The technical means already exist to provide every man, woman, and child on this planet with proper food, clothing, shelter, health-care and education. What stands in the way is the profit system. So let's get rid of it and achieve a world without hunger, poverty, pollution, war, oppression or exploitation—a world of co-operation, peace, and plenty. With modern productive methods, such as automation and information technology, the world now has the potential to provide more than adequately for the material needs of the whole global population and to ensure a satisfying and creative life for us all. Yet what do we continually see? Vast social inequality and discontent; grinding poverty alongside conspicuous plenty; thousands of our fellow-workers dying daily of starvation with millions more undernourished or in refugee camps; slums and dereliction in the inner cities; the chronic wastage and misuse of resources; the never-ending human cost of the ravages of war; the devastation of communities; the turning of workers into highly efficient killing machines; the ignorance and bigotry of racial hatred and nationalism.
We are asked to donate money. In the Horn of Africa, the famine has become greater than it was in the disastrous mid-80's. 20 million might starve to death, half of them children. So, could we send some money? Money is not the solution. Starving people cannot eat money. Money is a feature of the property system that causes poverty. In Africa, they are starving because money exists. Crops must be produced to be sold for cash. The African farmers are part of the world capitalist system which tosses them crumbs with one hand and sends in the debt collectors to recover the loans from banks with the other. The civil war in South Sudan which makes worse the effects of the famine is about which group of capitalists will control which territory. Poverty and hunger are not natural phenomena. It is the result of a society where a small minority own and control the resources of the Earth and the vast majority must pay to have access to what is not ours. For millions who cannot pay anything at all the consequence is abject destitution and mass deaths. They are killed by the profit system.

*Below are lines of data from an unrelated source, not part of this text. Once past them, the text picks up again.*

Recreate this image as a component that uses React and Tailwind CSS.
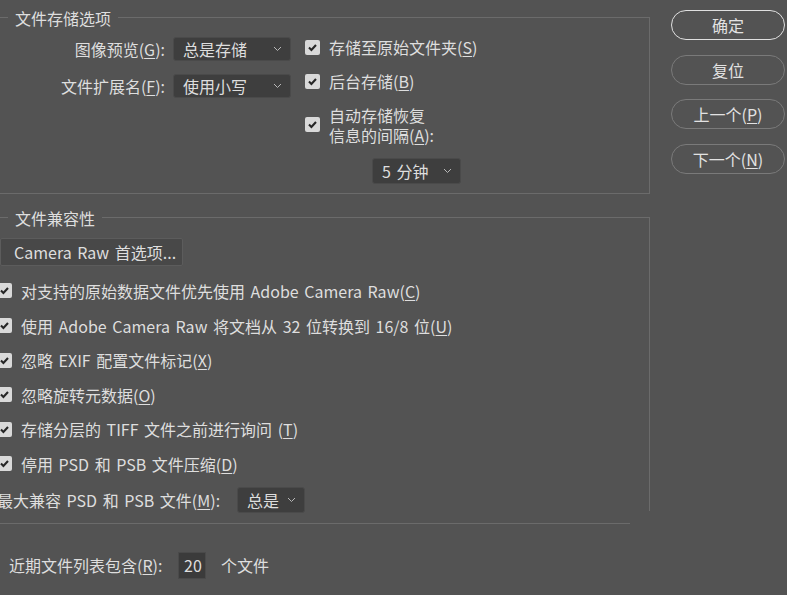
import React from "react";

// Photoshop-style prefs panel: 文件处理
const Mn = ({ children }) => (
  <span className="underline underline-offset-[2px] decoration-1">{children}</span>
);

const Chevron = () => (
  <svg width="9" height="6" viewBox="0 0 9 6" className="shrink-0">
    <polyline points="1,1 4.5,4.5 8,1" fill="none" stroke="#b8b8b8" strokeWidth="1" />
  </svg>
);

const Select = ({ children, className = "" }) => (
  <div
    className={
      "flex items-center justify-between bg-[#3e3e3e] border border-[#4a4a4a] rounded-[3px] pl-[9px] pr-[8px] " +
      className
    }
  >
    <span>{children}</span>
    <Chevron />
  </div>
);

const Check = ({ className = "" }) => (
  <span
    className={
      "w-[15px] h-[15px] shrink-0 rounded-[2px] bg-[#d9d9d9] flex items-center justify-center " +
      className
    }
  >
    <svg width="11" height="11" viewBox="0 0 11 11">
      <polyline points="2,5.6 4.4,8 9,3" fill="none" stroke="#262626" strokeWidth="2.1" />
    </svg>
  </span>
);

const Legend = ({ children }) => (
  <span className="absolute left-[8px] -top-[10px] bg-[#535353] px-[7px] leading-[20px]">
    {children}
  </span>
);

const compatRows = [
  <>对支持的原始数据文件优先使用 Adobe Camera Raw(<Mn>C</Mn>)</>,
  <>使用 Adobe Camera Raw 将文档从 32 位转换到 16/8 位(<Mn>U</Mn>)</>,
  <>忽略 EXIF 配置文件标记(<Mn>X</Mn>)</>,
  <>忽略旋转元数据(<Mn>O</Mn>)</>,
  <>存储分层的 TIFF 文件之前进行询问 (<Mn>T</Mn>)</>,
  <>停用 PSD 和 PSB 文件压缩(<Mn>D</Mn>)</>,
];

const buttons = [
  { label: <>确定</>, primary: true },
  { label: <>复位</> },
  { label: <>上一个(<Mn>P</Mn>)</> },
  { label: <>下一个(<Mn>N</Mn>)</> },
];

export default function App() {
  return (
    <div className="w-[787px] h-[595px] overflow-hidden bg-[#535353] text-[#dedede] text-[16px] leading-[20px] [word-spacing:2px] font-['Noto_Sans_CJK_SC','Noto_Sans',sans-serif] flex">
      {/* LEFT */}
      <div className="w-[650px] shrink-0 flex flex-col">
        {/* 文件存储选项 */}
        <div className="relative mt-[17px] h-[177px] border-t border-r border-b border-[#6b6b6b]">
          <Legend>文件存储选项</Legend>
          <div className="flex pt-[19px]">
            <div className="flex flex-col gap-[13px]">
              <div className="flex items-center h-[24px]">
                <span className="w-[165px] text-right">图像预览(<Mn>G</Mn>):</span>
                <Select className="ml-[8px] w-[118px] h-[24px]">总是存储</Select>
              </div>
              <div className="flex items-center h-[24px]">
                <span className="w-[165px] text-right">文件扩展名(<Mn>F</Mn>):</span>
                <Select className="ml-[8px] w-[118px] h-[24px]">使用小写</Select>
              </div>
            </div>
            <div className="ml-[14px] -mt-[2px] flex flex-col">
              <div className="flex items-center gap-[9px] h-[24px]">
                <Check />
                <span>存储至原始文件夹(<Mn>S</Mn>)</span>
              </div>
              <div className="flex items-center gap-[9px] h-[24px] mt-[10px]">
                <Check />
                <span>后台存储(<Mn>B</Mn>)</span>
              </div>
              <div className="flex items-center gap-[9px] mt-[11.5px]">
                <Check />
                <div className="flex flex-col leading-[20px]">
                  <span>自动存储恢复</span>
                  <span>信息的间隔(<Mn>A</Mn>):</span>
                </div>
              </div>
              <Select className="ml-[67px] mt-[13.5px] w-[89px] h-[26px]">5 分钟</Select>
            </div>
          </div>
        </div>

        {/* 文件兼容性 */}
        <div className="relative mt-[23px] h-[294px] border-t border-r border-[#6b6b6b]">
          <Legend>文件兼容性</Legend>
          <div className="mt-[20px] w-[183px] h-[28px] flex items-center pl-[13px] bg-[#484848] border border-[#5c5c5c] rounded-[2px]">
            Camera Raw 首选项...
          </div>
          <div className="mt-[7.7px] flex flex-col">
            {compatRows.map((row, i) => (
              <div key={i} className="h-[34.6px] flex items-center gap-[9px] -ml-[3px]">
                <Check />
                <span>{row}</span>
              </div>
            ))}
          </div>
          <div className="mt-[6px] h-[26px] flex items-center -ml-[3px]">
            <span className="w-[240px]">最大兼容 PSD 和 PSB 文件(<Mn>M</Mn>):</span>
            <Select className="w-[68px] h-[26px]">总是</Select>
          </div>
        </div>

        <div className="mt-[12px] h-px w-[630px] bg-[#6b6b6b]" />

        <div className="mt-[27.5px] h-[27px] flex items-center pl-[9px]">
          <span className="w-[169px]">近期文件列表包含(<Mn>R</Mn>):</span>
          <div className="w-[28px] h-[27px] flex items-center pl-[5px] bg-[#3b3b3b] border border-[#4a4a4a]">
            20
          </div>
          <span className="ml-[15px]">个文件</span>
        </div>
      </div>

      {/* RIGHT */}
      <div className="ml-[21px] pt-[10px] w-[114px] flex flex-col gap-[14.7px]">
        {buttons.map((b, i) => (
          <button
            key={i}
            className={
              "h-[30px] rounded-full flex items-center justify-center text-[#e2e2e2] " +
              (b.primary ? "border-[1.5px] border-[#e0e0e0]" : "border border-[#7a7a7a]")
            }
          >
            {b.label}
          </button>
        ))}
      </div>
    </div>
  );
}
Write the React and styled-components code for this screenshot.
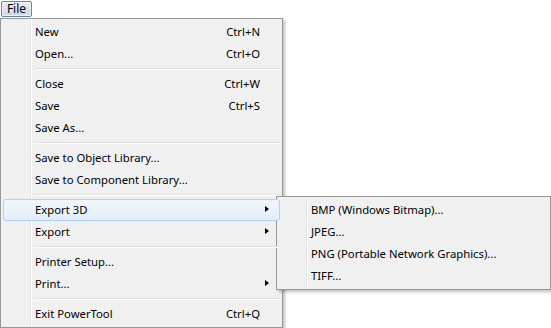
import React from "react";
import styled, { createGlobalStyle } from "styled-components";

const Global = createGlobalStyle`
  html, body { margin: 0; padding: 0; background: #ffffff; }
  body { font-family: "Segoe UI", "Noto Sans", "Open Sans", sans-serif; font-size: 11.3px; color: #000; }
`;

const Page = styled.div`
  position: relative;
  width: 551px;
  height: 328px;
  overflow: hidden;
  background: #fff;
`;

const MenuBar = styled.div`
  display: flex;
  padding: 1px 0 0 1px;
  height: 17px;
`;

const BarButton = styled.div`
  box-sizing: border-box;
  width: 31px;
  height: 16px;
  border: 1px solid #6d7f99;
  border-radius: 2px;
  background: linear-gradient(#e6eef8, #c9d8ec);
  display: flex;
  align-items: center;
  justify-content: center;
  font-size: 12px;
  line-height: 14px;
  box-shadow: inset 0 0 0 1px rgba(255,255,255,0.6);
`;

const Menu = styled.div`
  position: absolute;
  left: ${(p) => p.$left}px;
  top: ${(p) => p.$top}px;
  width: ${(p) => p.$width}px;
  box-sizing: border-box;
  border: 1px solid #979797;
  background: #f0f0f0;
  padding: 2px 2px;
  box-shadow: 2px 2px 3px rgba(0,0,0,0.25);
  display: flex;
  flex-direction: column;
  &::before {
    content: "";
    position: absolute;
    left: 29px;
    top: 1px;
    bottom: 1px;
    width: 1px;
    background: #e2e3e3;
    box-shadow: 1px 0 0 #ffffff;
  }
`;

const Item = styled.div`
  position: relative;
  box-sizing: border-box;
  height: 22px;
  display: flex;
  align-items: center;
  padding: 0 19px 2px 31px;
  border: 1px solid ${(p) => (p.$active ? "#aecff7" : "transparent")};
  border-radius: 3px;
  background: ${(p) =>
    p.$active ? "linear-gradient(#f1f6fd, #e3edf9)" : "transparent"};
  z-index: 1;
`;

const Label = styled.span`
  flex: 1;
  white-space: nowrap;
`;

const Shortcut = styled.span`
  white-space: nowrap;
`;

const Arrow = styled.span`
  position: absolute;
  right: 10px;
  top: 6px;
  width: 0;
  height: 0;
  border-top: 3.5px solid transparent;
  border-bottom: 3.5px solid transparent;
  border-left: 4px solid #000;
`;

const Separator = styled.div`
  position: relative;
  margin: 3px 0 3px 31px;
  height: 1px;
  background: #e0e0e0;
  border-bottom: 1px solid #ffffff;
  z-index: 1;
`;

const main = [
  { label: "New", sc: "Ctrl+N" },
  { label: "Open...", sc: "Ctrl+O" },
  "sep",
  { label: "Close", sc: "Ctrl+W" },
  { label: "Save", sc: "Ctrl+S" },
  { label: "Save As..." },
  "sep",
  { label: "Save to Object Library..." },
  { label: "Save to Component Library..." },
  "sep",
  { label: "Export 3D", sub: true, active: true },
  { label: "Export", sub: true },
  "sep",
  { label: "Printer Setup..." },
  { label: "Print...", sub: true },
  "sep",
  { label: "Exit PowerTool", sc: "Ctrl+Q" },
];

const sub = [
  "BMP (Windows Bitmap)...",
  "JPEG...",
  "PNG (Portable Network Graphics)...",
  "TIFF...",
];

export default function App() {
  return (
    <Page>
      <Global />
      <MenuBar>
        <BarButton>File</BarButton>
      </MenuBar>
      <Menu $left={0} $top={18} $width={283}>
        {main.map((it, i) =>
          it === "sep" ? (
            <Separator key={i} />
          ) : (
            <Item key={i} $active={it.active}>
              <Label>{it.label}</Label>
              {it.sc && <Shortcut>{it.sc}</Shortcut>}
              {it.sub && <Arrow />}
            </Item>
          )
        )}
      </Menu>
      <Menu $left={276} $top={196} $width={275}>
        {sub.map((s) => (
          <Item key={s}>
            <Label>{s}</Label>
          </Item>
        ))}
      </Menu>
    </Page>
  );
}
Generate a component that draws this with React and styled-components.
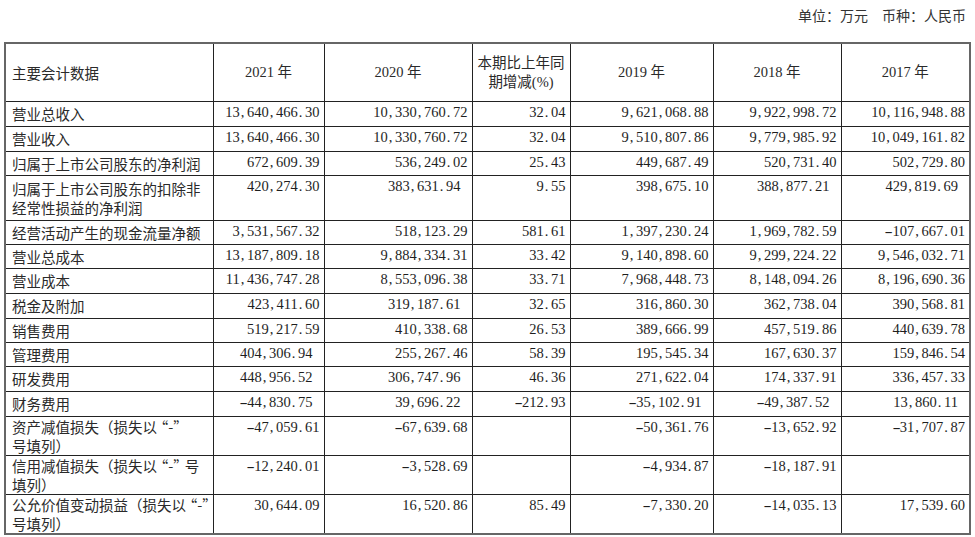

The Socialist Party puts forward the revolutionary proposition that everything in and on the Earth should become the common property of the whole world's population, without distinction of race, sex or ability; that society should be run by and in everyone’s interest; and that the production of useful wealth should be directly determined by our common social needs and freely available to all without any market mechanism. It means a society where classes no longer exist because we would all have equal access to and control over the means for satisfying our needs. It means the end of national frontiers and governments, the end of wars and social conflict, and the start of a truly global society of harmony and co-operation with all our rich human diversity. The Socialist Party presents a simple choice: retain capitalism and starvation will remain or build socialism and not a single person need ever starve again. The Socialist Party continues its work, with our principles as clear as ever. With the wars, the mass hunger, the environmental destruction and the urban decay of the profit system as our backing track, we are still singing the same tune as we always have – End Capitalism Now.